_Data extract:_
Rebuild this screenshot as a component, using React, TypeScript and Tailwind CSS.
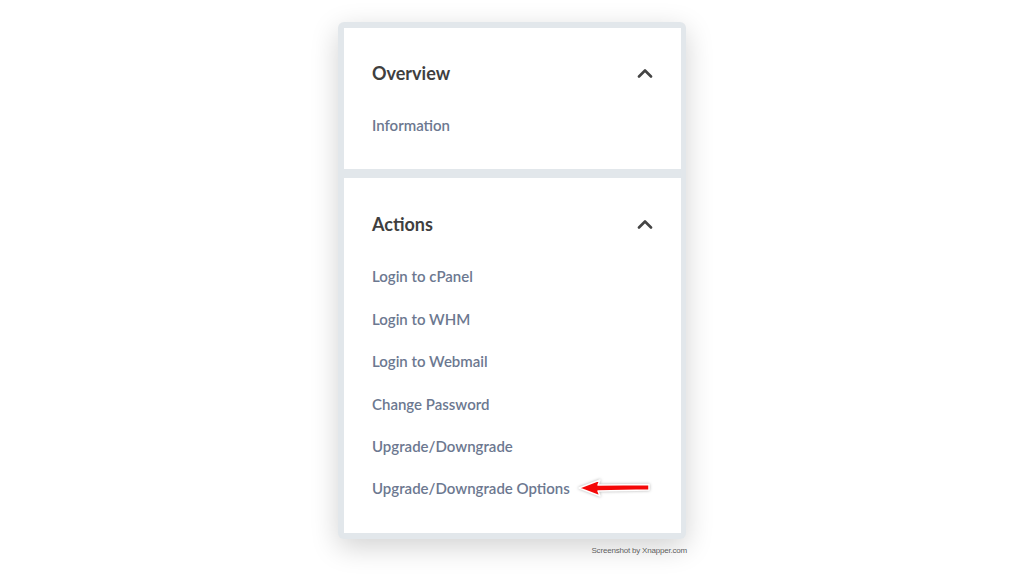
import React from "react";

const actions = [
  "Login to cPanel",
  "Login to WHM",
  "Login to Webmail",
  "Change Password",
  "Upgrade/Downgrade",
  "Upgrade/Downgrade Options",
];

function Chevron() {
  return (
    <svg width="16" height="10" viewBox="0 0 16 10" className="text-[#444]">
      <path d="M2 8.5 L8 2.5 L14 8.5" fill="none" stroke="currentColor" strokeWidth="2.6" strokeLinecap="round" strokeLinejoin="round" />
    </svg>
  );
}

function Arrow() {
  return (
    <svg width="76" height="22" viewBox="0 0 76 22" className="ml-[8px] -mt-[2px] shrink-0" style={{ filter: "drop-shadow(0 0 1.5px rgba(0,0,0,0.3))" }}>
      <path d="M1 11 L22 3 L20 8 L71 7.5 L71 13 L20 14 L22 19 Z" fill="#f40808" stroke="#ffffff" strokeWidth="1.5" strokeLinejoin="round" />
    </svg>
  );
}

function Panel({ title, items, top }: { title: string; items: string[]; top: string }) {
  return (
    <div className={`bg-white px-7 pb-[23px] ${top}`}>
      <div className="flex items-center justify-between h-6">
        <span className="text-[18px] font-bold text-[#3f3f3f]">{title}</span>
        <Chevron />
      </div>
      <ul className="mt-[19px]">
        {items.map((item) => (
          <li key={item} className="h-[42.4px] flex items-center whitespace-nowrap text-[15px] font-semibold text-[#6c7890]">
            <span>{item}</span>
            {item === "Upgrade/Downgrade Options" && <Arrow />}
          </li>
        ))}
      </ul>
    </div>
  );
}

export default function App() {
  return (
    <div className="w-[1024px] h-[576px] bg-white flex flex-col items-center pt-[22px]" style={{ fontFamily: "Lato, 'Open Sans', sans-serif" }}>
      <div className="w-[348px] bg-[#e2e7eb] rounded-md pt-[6px] pl-[6px] pr-[5px] pb-[6px] flex flex-col gap-[9px] shadow-[0_8px_28px_rgba(0,0,0,0.18)]">
        <Panel title="Overview" items={["Information"]} top="pt-[33px]" />
        <Panel title="Actions" items={actions} top="pt-[34px]" />
      </div>
      <div className="w-[350px] flex justify-end mt-[6px]">
        <span className="text-[8px] text-[#5a5a5a] tracking-tight" style={{ fontFamily: "'Liberation Sans', sans-serif", textShadow: "0 0 1px #fff" }}>
          Screenshot by Xnapper.com
        </span>
      </div>
    </div>
  );
}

_Given instruction:_
Working from the material above, transcribe it exactly while omitting pictures.

_Task output:_
Rebuild this screenshot as a component, using React, TypeScript and Tailwind CSS.
import React from "react";

const actions = [
  "Login to cPanel",
  "Login to WHM",
  "Login to Webmail",
  "Change Password",
  "Upgrade/Downgrade",
  "Upgrade/Downgrade Options",
];

function Chevron() {
  return (
    <svg width="16" height="10" viewBox="0 0 16 10" className="text-[#444]">
      <path d="M2 8.5 L8 2.5 L14 8.5" fill="none" stroke="currentColor" strokeWidth="2.6" strokeLinecap="round" strokeLinejoin="round" />
    </svg>
  );
}

function Arrow() {
  return (
    <svg width="76" height="22" viewBox="0 0 76 22" className="ml-[8px] -mt-[2px] shrink-0" style={{ filter: "drop-shadow(0 0 1.5px rgba(0,0,0,0.3))" }}>
      <path d="M1 11 L22 3 L20 8 L71 7.5 L71 13 L20 14 L22 19 Z" fill="#f40808" stroke="#ffffff" strokeWidth="1.5" strokeLinejoin="round" />
    </svg>
  );
}

function Panel({ title, items, top }: { title: string; items: string[]; top: string }) {
  return (
    <div className={`bg-white px-7 pb-[23px] ${top}`}>
      <div className="flex items-center justify-between h-6">
        <span className="text-[18px] font-bold text-[#3f3f3f]">{title}</span>
        <Chevron />
      </div>
      <ul className="mt-[19px]">
        {items.map((item) => (
          <li key={item} className="h-[42.4px] flex items-center whitespace-nowrap text-[15px] font-semibold text-[#6c7890]">
            <span>{item}</span>
            {item === "Upgrade/Downgrade Options" && <Arrow />}
          </li>
        ))}
      </ul>
    </div>
  );
}

export default function App() {
  return (
    <div className="w-[1024px] h-[576px] bg-white flex flex-col items-center pt-[22px]" style={{ fontFamily: "Lato, 'Open Sans', sans-serif" }}>
      <div className="w-[348px] bg-[#e2e7eb] rounded-md pt-[6px] pl-[6px] pr-[5px] pb-[6px] flex flex-col gap-[9px] shadow-[0_8px_28px_rgba(0,0,0,0.18)]">
        <Panel title="Overview" items={["Information"]} top="pt-[33px]" />
        <Panel title="Actions" items={actions} top="pt-[34px]" />
      </div>
      <div className="w-[350px] flex justify-end mt-[6px]">
        <span className="text-[8px] text-[#5a5a5a] tracking-tight" style={{ fontFamily: "'Liberation Sans', sans-serif", textShadow: "0 0 1px #fff" }}>
          Screenshot by Xnapper.com
        </span>
      </div>
    </div>
  );
}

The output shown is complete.